Term popularity based on Google results

The recent surge of hype around the buzzword ‘Big Data’ has largely overshadowed the rise of ‘Data Science’ – which in my humble opinion is a far more important field of innovation and research. So what is data science and where did it come from?

 

Brief history of data science

The term ‘data science’ in one form or another has been in circulation for years. Originating from the intersection between the computer science and statistics disciplines, its meaning has evolved gradually over time. In its latest incarnation, data science is very closely linked to large web-scale companies (Google, Facebook, LinkedIn) and the ‘big data’ movement.

The modern definition of data science (arguably) originates from a McKinsey interview with Hal Varian (Chief Economist @ Google) in January 2009 where they discussed the commoditisation of data.

Over the previous two decades Moore’s Law had dramatically reduced the cost to gather, store and compute data. Hal foresaw increasing demand for talented people who could derive insight and value from that data. One quote from the original article that sums it up nicely is;

“The ability to take data—to be able to understand it, to process it, to extract value from it, to visualize it, to communicate it—that’s going to be a hugely important skill in the next decades, not only at the professional level but even at the educational level for elementary school kids, for high school kids, for college kids.”
Hal Varian, Chief Economist @ Google

 

What is a Data Scientist?

There are a number of great quotes and definitions about who/what a data scientist is, here are just a couple;

“A Data Scientist is someone who can obtain, scrub, explore, model and interpret data, blending hacking, statistics and machine learning.”
Hilary Mason, Chief Data Scientist @ Bit.ly

“Data Scientist (n.): Person who is better at statistics than any software engineer and better at software engineering than any statistician.”
Josh Wills, Data Scientist @ Cloudera

There are a myriad of definitions, but they all tend to gravitate around these key requirements;

1. Good background in statistics and mathematics,
2. Knowledge of a programming language (Python, Java, etc.),
3. Inquisitive nature to formulate questions and hypotheses,
4. Ability to effectively communicate results to others,
5. Domain knowledge in the relevant field,

My own view is subtly different, reporting results and findings in some swanky dashboard or infographic is all well and good. One might even go as far as to say that is more ‘data journalism’ or even ‘business intelligence 2.0’ than data science. I firmly believe it is important to be able to implement models and test predictions in the real-world, creating a feedback loop that is more in-line with the spirit of the ‘scientific method’.

 

My definition of a Data Scientist’s job

Data is increasingly being touted as the “new oil”, however this cringe-worthy metaphor is actually excellent for describing the difference between ‘big data’ and ‘data science’.

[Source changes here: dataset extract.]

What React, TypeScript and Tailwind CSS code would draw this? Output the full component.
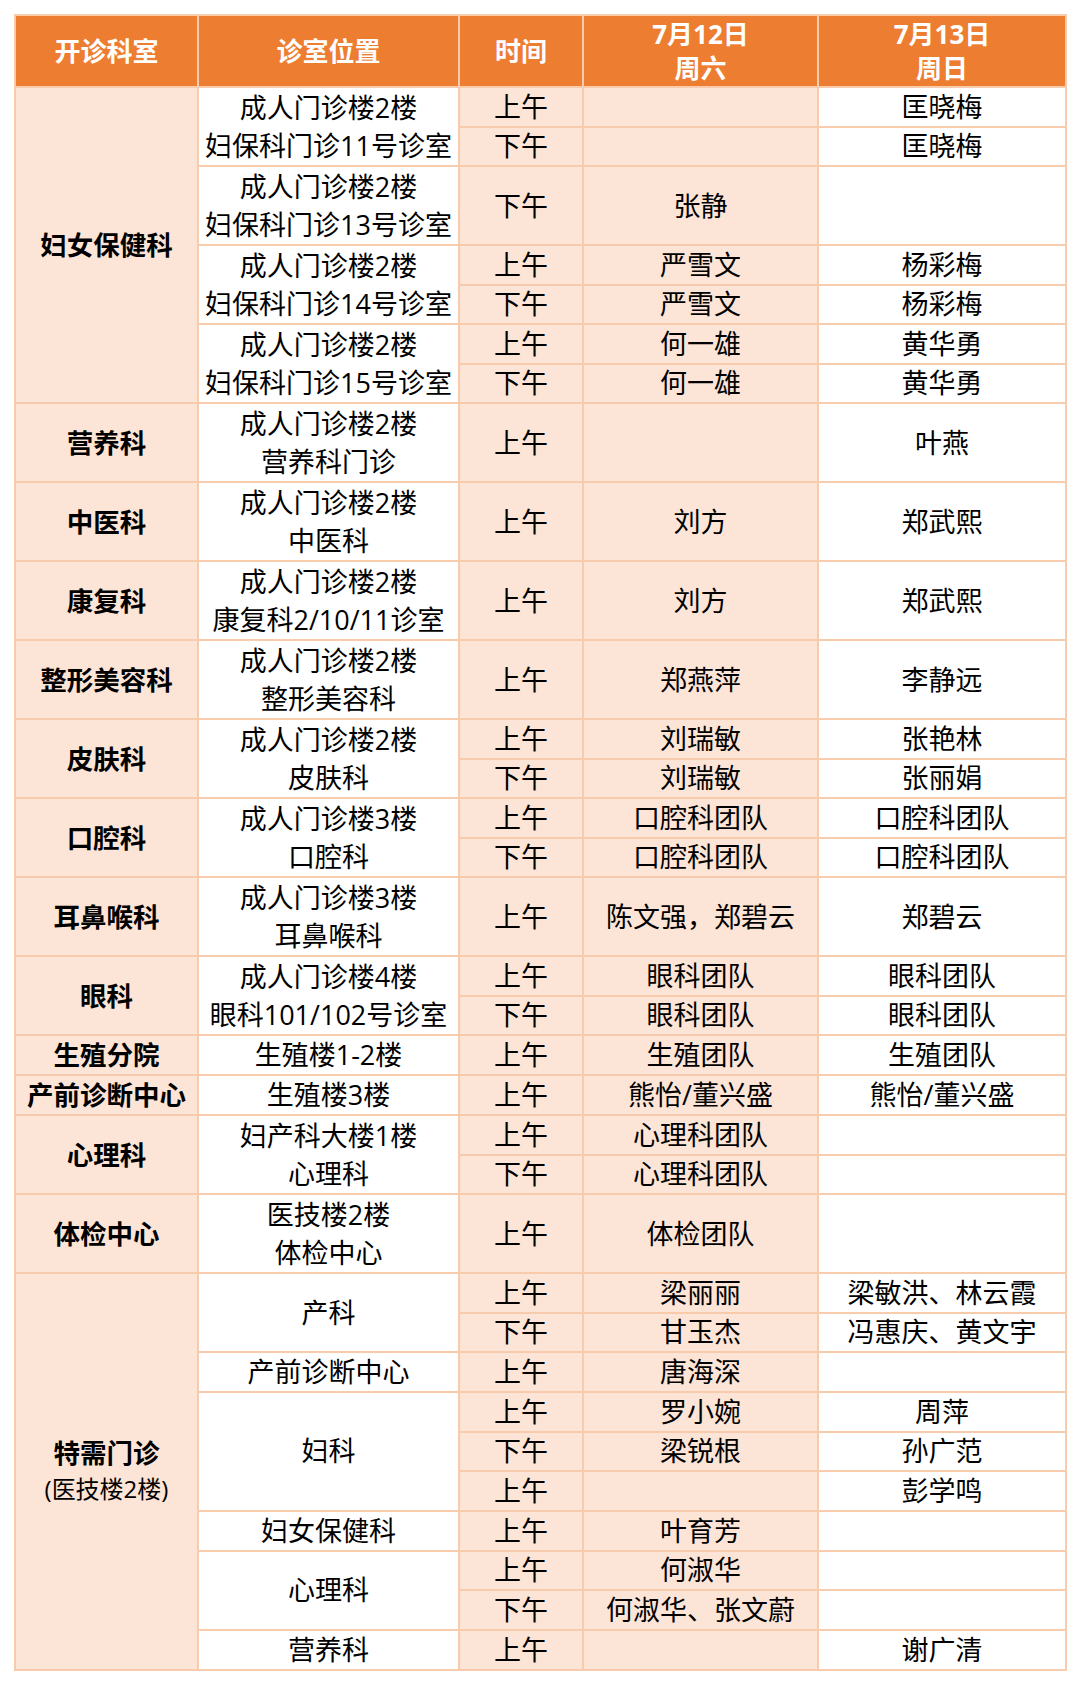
type Row = {
  dept?: { name: string; sub?: string; span: number };
  loc?: { lines: string[]; span: number };
  tall?: boolean;
  time: string;
  sat: string;
  sun: string;
};

const rows: Row[] = [
  { dept: { name: '妇女保健科', span: 7 }, loc: { lines: ['成人门诊楼2楼', '妇保科门诊11号诊室'], span: 2 }, time: '上午', sat: '', sun: '匡晓梅' },
  { time: '下午', sat: '', sun: '匡晓梅' },
  { loc: { lines: ['成人门诊楼2楼', '妇保科门诊13号诊室'], span: 1 }, tall: true, time: '下午', sat: '张静', sun: '' },
  { loc: { lines: ['成人门诊楼2楼', '妇保科门诊14号诊室'], span: 2 }, time: '上午', sat: '严雪文', sun: '杨彩梅' },
  { time: '下午', sat: '严雪文', sun: '杨彩梅' },
  { loc: { lines: ['成人门诊楼2楼', '妇保科门诊15号诊室'], span: 2 }, time: '上午', sat: '何一雄', sun: '黄华勇' },
  { time: '下午', sat: '何一雄', sun: '黄华勇' },
  { dept: { name: '营养科', span: 1 }, loc: { lines: ['成人门诊楼2楼', '营养科门诊'], span: 1 }, tall: true, time: '上午', sat: '', sun: '叶燕' },
  { dept: { name: '中医科', span: 1 }, loc: { lines: ['成人门诊楼2楼', '中医科'], span: 1 }, tall: true, time: '上午', sat: '刘方', sun: '郑武熙' },
  { dept: { name: '康复科', span: 1 }, loc: { lines: ['成人门诊楼2楼', '康复科2/10/11诊室'], span: 1 }, tall: true, time: '上午', sat: '刘方', sun: '郑武熙' },
  { dept: { name: '整形美容科', span: 1 }, loc: { lines: ['成人门诊楼2楼', '整形美容科'], span: 1 }, tall: true, time: '上午', sat: '郑燕萍', sun: '李静远' },
  { dept: { name: '皮肤科', span: 2 }, loc: { lines: ['成人门诊楼2楼', '皮肤科'], span: 2 }, time: '上午', sat: '刘瑞敏', sun: '张艳林' },
  { time: '下午', sat: '刘瑞敏', sun: '张丽娟' },
  { dept: { name: '口腔科', span: 2 }, loc: { lines: ['成人门诊楼3楼', '口腔科'], span: 2 }, time: '上午', sat: '口腔科团队', sun: '口腔科团队' },
  { time: '下午', sat: '口腔科团队', sun: '口腔科团队' },
  { dept: { name: '耳鼻喉科', span: 1 }, loc: { lines: ['成人门诊楼3楼', '耳鼻喉科'], span: 1 }, tall: true, time: '上午', sat: '陈文强，郑碧云', sun: '郑碧云' },
  { dept: { name: '眼科', span: 2 }, loc: { lines: ['成人门诊楼4楼', '眼科101/102号诊室'], span: 2 }, time: '上午', sat: '眼科团队', sun: '眼科团队' },
  { time: '下午', sat: '眼科团队', sun: '眼科团队' },
  { dept: { name: '生殖分院', span: 1 }, loc: { lines: ['生殖楼1-2楼'], span: 1 }, time: '上午', sat: '生殖团队', sun: '生殖团队' },
  { dept: { name: '产前诊断中心', span: 1 }, loc: { lines: ['生殖楼3楼'], span: 1 }, time: '上午', sat: '熊怡/董兴盛', sun: '熊怡/董兴盛' },
  { dept: { name: '心理科', span: 2 }, loc: { lines: ['妇产科大楼1楼', '心理科'], span: 2 }, time: '上午', sat: '心理科团队', sun: '' },
  { time: '下午', sat: '心理科团队', sun: '' },
  { dept: { name: '体检中心', span: 1 }, loc: { lines: ['医技楼2楼', '体检中心'], span: 1 }, tall: true, time: '上午', sat: '体检团队', sun: '' },
  { dept: { name: '特需门诊', sub: '(医技楼2楼)', span: 10 }, loc: { lines: ['产科'], span: 2 }, time: '上午', sat: '梁丽丽', sun: '梁敏洪、林云霞' },
  { time: '下午', sat: '甘玉杰', sun: '冯惠庆、黄文宇' },
  { loc: { lines: ['产前诊断中心'], span: 1 }, time: '上午', sat: '唐海深', sun: '' },
  { loc: { lines: ['妇科'], span: 3 }, time: '上午', sat: '罗小婉', sun: '周萍' },
  { time: '下午', sat: '梁锐根', sun: '孙广范' },
  { time: '上午', sat: '', sun: '彭学鸣' },
  { loc: { lines: ['妇女保健科'], span: 1 }, time: '上午', sat: '叶育芳', sun: '' },
  { loc: { lines: ['心理科'], span: 2 }, time: '上午', sat: '何淑华', sun: '' },
  { time: '下午', sat: '何淑华、张文蔚', sun: '' },
  { loc: { lines: ['营养科'], span: 1 }, time: '上午', sat: '', sun: '谢广清' },
];

const cell = 'border-2 border-[#f8cbad] text-center align-middle p-0';

export default function App() {
  return (
    <div className="min-h-[1682px] w-[1080px] bg-white pt-[14px] pl-[14px] font-['Open_Sans','Noto_Sans_CJK_SC',sans-serif] text-black">
      <table className="w-[1051px] table-fixed border-collapse border-2 border-[#f8cbad]">
        <colgroup>
          <col className="w-[183px]" />
          <col className="w-[261px]" />
          <col className="w-[124px]" />
          <col className="w-[235px]" />
          <col className="w-[248px]" />
        </colgroup>
        <thead>
          <tr className="h-[72px] bg-[#ed7d31] text-white text-[26px] font-bold leading-[34px]">
            <th className={cell}>开诊科室</th>
            <th className={cell}>诊室位置</th>
            <th className={cell}>时间</th>
            <th className={cell}>
              <div>7月12日</div>
              <div>周六</div>
            </th>
            <th className={cell}>
              <div>7月13日</div>
              <div>周日</div>
            </th>
          </tr>
        </thead>
        <tbody className="text-[27px] leading-[36px]">
          {rows.map((r, i) => (
            <tr key={i} className={r.tall ? 'h-[79px]' : 'h-[39.5px]'}>
              {r.dept && (
                <td rowSpan={r.dept.span} className={`${cell} bg-[#fce4d6]`}>
                  <div className="text-[26.5px] font-bold leading-[36px]">{r.dept.name}</div>
                  {r.dept.sub && <div className="text-[24px] leading-[36px]">{r.dept.sub}</div>}
                </td>
              )}
              {r.loc && (
                <td rowSpan={r.loc.span} className={`${cell} bg-white whitespace-nowrap leading-[38px]`}>
                  {r.loc.lines.map((l) => (
                    <div key={l}>{l}</div>
                  ))}
                </td>
              )}
              <td className={`${cell} bg-[#fce4d6]`}>{r.time}</td>
              <td className={`${cell} bg-[#fce4d6] whitespace-nowrap`}>{r.sat}</td>
              <td className={`${cell} bg-white whitespace-nowrap`}>{r.sun}</td>
            </tr>
          ))}
        </tbody>
      </table>
    </div>
  );
}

In a lot of ways, ‘big data’ could be thought of as civil engineering, the ability to create great structures and machines to do something – like for example an offshore Oil Rig. As fantastic an accomplishment this is, it required chemical engineers (data scientists) to extract value from the soup of oil, mud and water that the Oil Rig brings up.

The interesting part about this example is that both the civil and chemical engineers had to work closely together to make sure that the science could be realised with the state-of-the-art technology. There was no point in the chemical engineers coming up with a process that negated the value that could be obtained from the oil well. This can be readily translated into the ‘big data’ and ‘data science’ world, going forward they will become increasingly dependent on one another.

As far fetched as this example sounds, it has already happened and is widely known. The winning entry to Netflix’s $1 million dollar competition was actually never implemented. Its complexity outweighed the benefits and Netflix opted to use a much simpler algorithm with a marginally lower accuracy score.